More on queer POC cinema and TV:

17 Essential Black Queer Films [The Advocate]

Films by, for, or about queer people of color* [University of Arizona's Office of Lesbian, Gay, Bisexual, Transgender, Queer and Questioning Affairs]
*List is not intended to be a full and complete listing

'So often we get pigeonholed': how queer women of color found their voices online | In two new web series, Brown Girls and 195 Lewis, writers and film-makers explore nuances of sexuality and identity often ignored by mainstream media [The Guardian]

10 Films I Love About Queer Woman of Color [Bitch Magazine]

BEWARE OF ‘THE GAY AGENDA’! 5 QUEER/TRANS/POC MOVIES THAT WILL PISS OFF THE HOTEPS [Afropunk]

7 Little-Known South Asian Queer Films to Showcase for Pride Month & Beyond [Brown Girl Magazine]

These 6 Horror Films Featuring Queer People of Color Are Scary (and Often Problematic) [Hornet]

Metafilter FanFare page for Paris is Burning (1990) [Wikipedia] [Netflix Streaming] (Also, previously.)

Metafilter FanFare page for Pose (2018 - ) [Wikipedia] [Where To Stream]
posted by nightrecordings (7 comments total) 51 users marked this as a favorite
 
The Watermelon Woman also has Bryn Mawr jokes, and the best/worst karaoke of Minnie Ripperton ever.
posted by ivan ivanych samovar at 12:06 PM on September 2, 2019


Thank you for this amazing compilation.
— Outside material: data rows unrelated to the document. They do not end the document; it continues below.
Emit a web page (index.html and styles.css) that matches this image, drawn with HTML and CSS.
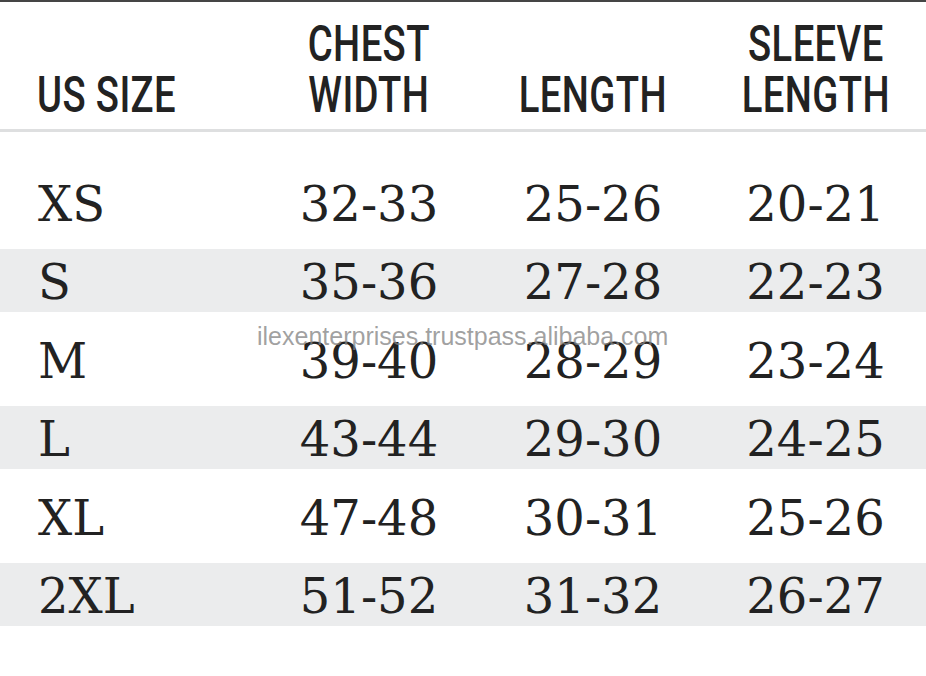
FILE: index.html
```html
<!DOCTYPE html>
<html lang="en">
<head>
<meta charset="utf-8">
<title>Size Chart</title>
<link rel="stylesheet" href="styles.css">
</head>
<body>
<div class="chart">
  <div class="head grid">
    <div class="hcell first"><span class="hx">US SIZE</span></div>
    <div class="hcell"><span class="hx">CHEST<br>WIDTH</span></div>
    <div class="hcell"><span class="hx">LENGTH</span></div>
    <div class="hcell"><span class="hx">SLEEVE<br>LENGTH</span></div>
  </div>
  <div class="rows">
    <div class="row grid"><div class="cell first">XS</div><div class="cell">32-33</div><div class="cell">25-26</div><div class="cell">20-21</div></div>
    <div class="row grid shade"><div class="cell first">S</div><div class="cell">35-36</div><div class="cell">27-28</div><div class="cell">22-23</div></div>
    <div class="row grid"><div class="cell first">M</div><div class="cell">39-40</div><div class="cell">28-29</div><div class="cell">23-24</div></div>
    <div class="row grid shade"><div class="cell first">L</div><div class="cell">43-44</div><div class="cell">29-30</div><div class="cell">24-25</div></div>
    <div class="row grid"><div class="cell first">XL</div><div class="cell">47-48</div><div class="cell">30-31</div><div class="cell">25-26</div></div>
    <div class="row grid shade"><div class="cell first">2XL</div><div class="cell">51-52</div><div class="cell">31-32</div><div class="cell">26-27</div></div>
  </div>
  <div class="watermark">ilexenterprises.trustpass.alibaba.com</div>
</div>
</body>
</html>
```

FILE: styles.css
```css
html, body {
  margin: 0;
  padding: 0;
  background: #ffffff;
}
.chart {
  position: relative;
  width: 926px;
  height: 676px;
  overflow: hidden;
  border-top: 2px solid #454545;
  box-sizing: border-box;
  color: #222222;
}
.grid {
  display: grid;
  grid-template-columns: 257px 224px 224px 1fr;
}
.head {
  padding: 16.5px 0 8.5px;
  border-bottom: 3px solid #dedfe0;
  align-items: end;
}
.hcell {
  font-family: Roboto, "Liberation Sans", sans-serif;
  font-weight: 500;
  font-size: 50px;
  line-height: 51px;
  text-align: center;
}
.hcell.first {
  text-align: left;
  padding-left: 37px;
}
.hx {
  display: inline-block;
  transform: scaleX(0.765);
  transform-origin: center;
  letter-spacing: 0.5px;
}
.first .hx {
  transform-origin: left center;
}
.rows {
  display: flex;
  flex-direction: column;
  gap: 16px;
  margin-top: 38.5px;
}
.row {
  height: 62.5px;
  line-height: 66.5px;
}
.row.shade {
  background: #ebeced;
}
.cell {
  font-family: "DejaVu Serif", "Liberation Serif", serif;
  font-size: 48px;
  text-align: center;
  white-space: nowrap;
}
.cell.first {
  text-align: left;
  padding-left: 38px;
}
.watermark {
  position: absolute;
  left: 257px;
  top: 320px;
  font-family: "Liberation Sans", Arial, sans-serif;
  font-size: 25px;
  color: rgba(130, 130, 130, 0.75);
  white-space: nowrap;
}
```
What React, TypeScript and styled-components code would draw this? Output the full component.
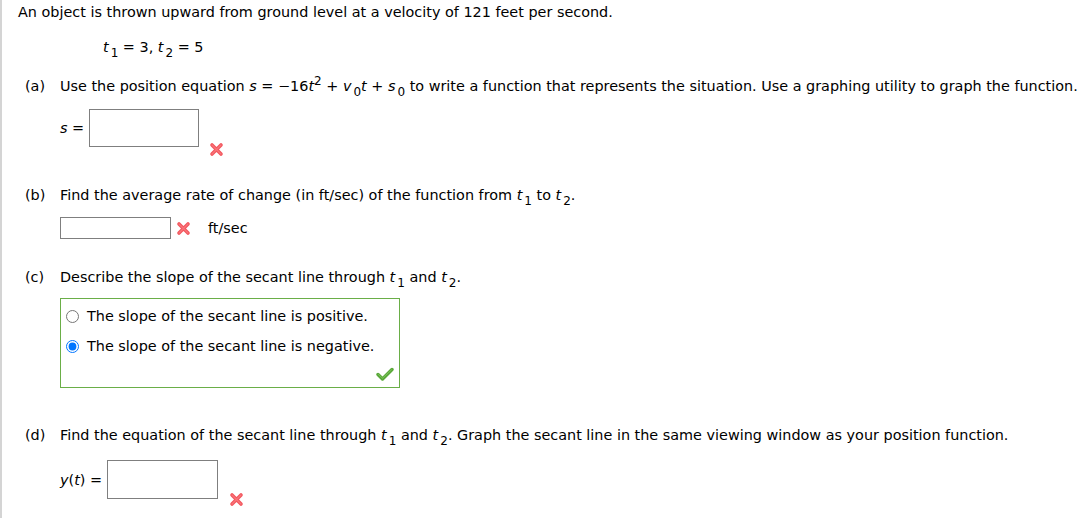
import React from 'react';
import styled, { createGlobalStyle } from 'styled-components';

const Global = createGlobalStyle`
  html, body {
    margin: 0;
    padding: 0;
    background: #fff;
  }
  body {
    font-family: Verdana, "DejaVu Sans", sans-serif;
    font-size: 14.4px;
    color: #000;
  }
`;

const Page = styled.div`
  border-left: 2px solid #d4d4d4;
  min-height: 518px;
  padding: 4px 0 0 16px;
  box-sizing: border-box;
  line-height: 16px;
`;

const Intro = styled.div`
  height: 16px;
`;

const Given = styled.div`
  margin: 19px 0 0 85px;
  height: 16px;
`;

const Part = styled.div<{ $top: number }>`
  margin-top: ${(p) => p.$top}px;
  margin-left: 7px;
`;

const Question = styled.div`
  display: flex;
  height: 16px;
  white-space: nowrap;
`;

const Letter = styled.span`
  width: 35px;
  flex-shrink: 0;
`;

const Answer = styled.div<{ $top: number }>`
  margin: ${(p) => p.$top}px 0 0 35px;
  display: flex;
  align-items: center;
`;

const Var = styled.i`
  font-style: italic;
`;

const Sub = styled.sub`
  font-size: 12px;
  line-height: 0;
  vertical-align: -5px;
  margin-left: 2px;
`;

const Sup = styled.sup`
  font-size: 12px;
  line-height: 0;
  vertical-align: 6px;
`;

const Label = styled.span`
  margin-right: 5px;
`;

const Box = styled.div<{ $w: number; $h: number }>`
  width: ${(p) => p.$w}px;
  height: ${(p) => p.$h}px;
  box-sizing: border-box;
  border: 1px solid #7f7f7f;
  background: #fff;
`;

const MarkSlot = styled.span<{ $drop: number; $gap: number }>`
  display: inline-flex;
  margin-left: ${(p) => p.$gap}px;
  align-self: ${(p) => (p.$drop ? 'flex-end' : 'center')};
  margin-bottom: ${(p) => -p.$drop}px;
`;

const Unit = styled.span`
  margin-left: 17px;
`;

const Choices = styled.div`
  margin: 13px 0 0 35px;
  width: 340px;
  height: 90px;
  box-sizing: border-box;
  border: 1px solid #6aae48;
  position: relative;
  padding-top: 9px;
`;

const Choice = styled.label`
  display: flex;
  align-items: center;
  height: 16px;
  margin-bottom: 14px;
  padding-left: 3px;
`;

const Radio = styled.input`
  width: 13px;
  height: 13px;
  margin: 0 8px 0 2px;
  accent-color: #0075ff;
`;

const Tick = styled.span`
  position: absolute;
  right: 5px;
  bottom: 6px;
  display: inline-flex;
`;

const Cross = () => (
  <svg width="15" height="15" viewBox="0 0 15 15">
    <path d="M3 3 L12 12 M12 3 L3 12" stroke="#f2555c" strokeWidth="3.6" strokeLinecap="round" />
    <path d="M3 3 L12 12 M12 3 L3 12" stroke="#ff8a8e" strokeWidth="1.2" strokeLinecap="round" opacity="0.6" />
  </svg>
);

const Check = () => (
  <svg width="18" height="14" viewBox="0 0 18 14">
    <path d="M2 7.5 L6.5 12 L16 2.5" fill="none" stroke="#5aa83a" strokeWidth="3.4" strokeLinecap="round" strokeLinejoin="round" />
    <path d="M2.5 7.5 L6.5 11.3 L15.5 2.8" fill="none" stroke="#86cc66" strokeWidth="1" strokeLinecap="round" opacity="0.7" />
  </svg>
);

const T = ({ n }: { n: number }) => (
  <>
    <Var>t</Var>
    <Sub>{n}</Sub>
  </>
);

export default function App() {
  return (
    <>
      <Global />
      <Page>
        <Intro>An object is thrown upward from ground level at a velocity of 121 feet per second.</Intro>
        <Given>
          <T n={1} /> = 3, <T n={2} /> = 5
        </Given>

        <Part $top={23}>
          <Question>
            <Letter>(a)</Letter>
            <span>
              Use the position equation <Var>s</Var> = −16<Var>t</Var>
              <Sup>2</Sup> + <Var>v</Var>
              <Sub>0</Sub>
              <Var>t</Var> + <Var>s</Var>
              <Sub>0</Sub> to write a function that represents the situation. Use a graphing utility to graph the function.
            </span>
          </Question>
          <Answer $top={15}>
            <Label>
              <Var>s</Var> =
            </Label>
            <Box $w={110} $h={38} />
            <MarkSlot $gap={10} $drop={10}>
              <Cross />
            </MarkSlot>
          </Answer>
        </Part>

        <Part $top={40}>
          <Question>
            <Letter>(b)</Letter>
            <span>
              Find the average rate of change (in ft/sec) of the function from <T n={1} /> to <T n={2} />.
            </span>
          </Question>
          <Answer $top={14}>
            <Box $w={111} $h={22} />
            <MarkSlot $gap={5} $drop={0}>
              <Cross />
            </MarkSlot>
            <Unit>ft/sec</Unit>
          </Answer>
        </Part>

        <Part $top={30}>
          <Question>
            <Letter>(c)</Letter>
            <span>
              Describe the slope of the secant line through <T n={1} /> and <T n={2} />.
            </span>
          </Question>
          <Choices>
            <Choice>
              <Radio type="radio" name="slope" readOnly />
              The slope of the secant line is positive.
            </Choice>
            <Choice>
              <Radio type="radio" name="slope" checked readOnly />
              The slope of the secant line is negative.
            </Choice>
            <Tick>
              <Check />
            </Tick>
          </Choices>
        </Part>

        <Part $top={39}>
          <Question>
            <Letter>(d)</Letter>
            <span>
              Find the equation of the secant line through <T n={1} /> and <T n={2} />. Graph the secant line in the same viewing window as your position function.
            </span>
          </Question>
          <Answer $top={17}>
            <Label>
              <Var>y</Var>(<Var>t</Var>) =
            </Label>
            <Box $w={111} $h={39} />
            <MarkSlot $gap={11} $drop={8}>
              <Cross />
            </MarkSlot>
          </Answer>
        </Part>
      </Page>
    </>
  );
}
I will be working my way through it this week!
posted by eggs at 1:10 PM on September 2, 2019


I’m working on a doc series and Cheryl Dunye is directing an episode.
posted by Ideefixe at 4:53 PM on September 2, 2019 [3 favorites]


Thanks for making this post! I can't wait to dig in.
posted by S'Tella Fabula at 7:28 PM on September 2, 2019


Didn’t see Stephen Winter’s 1997 feature Chocolate Babies in the linked articles. It can be viewed free on the filmmaker’s Vimeo.
posted by larrybob at 10:12 PM on September 2, 2019 [3 favorites]


Flagged as fantastic! Thanks so much for sharing this.
posted by xingcat at 5:49 AM on September 3, 2019


Pariah is so good and extremely overlooked in comparison to Moonlight. Watch both!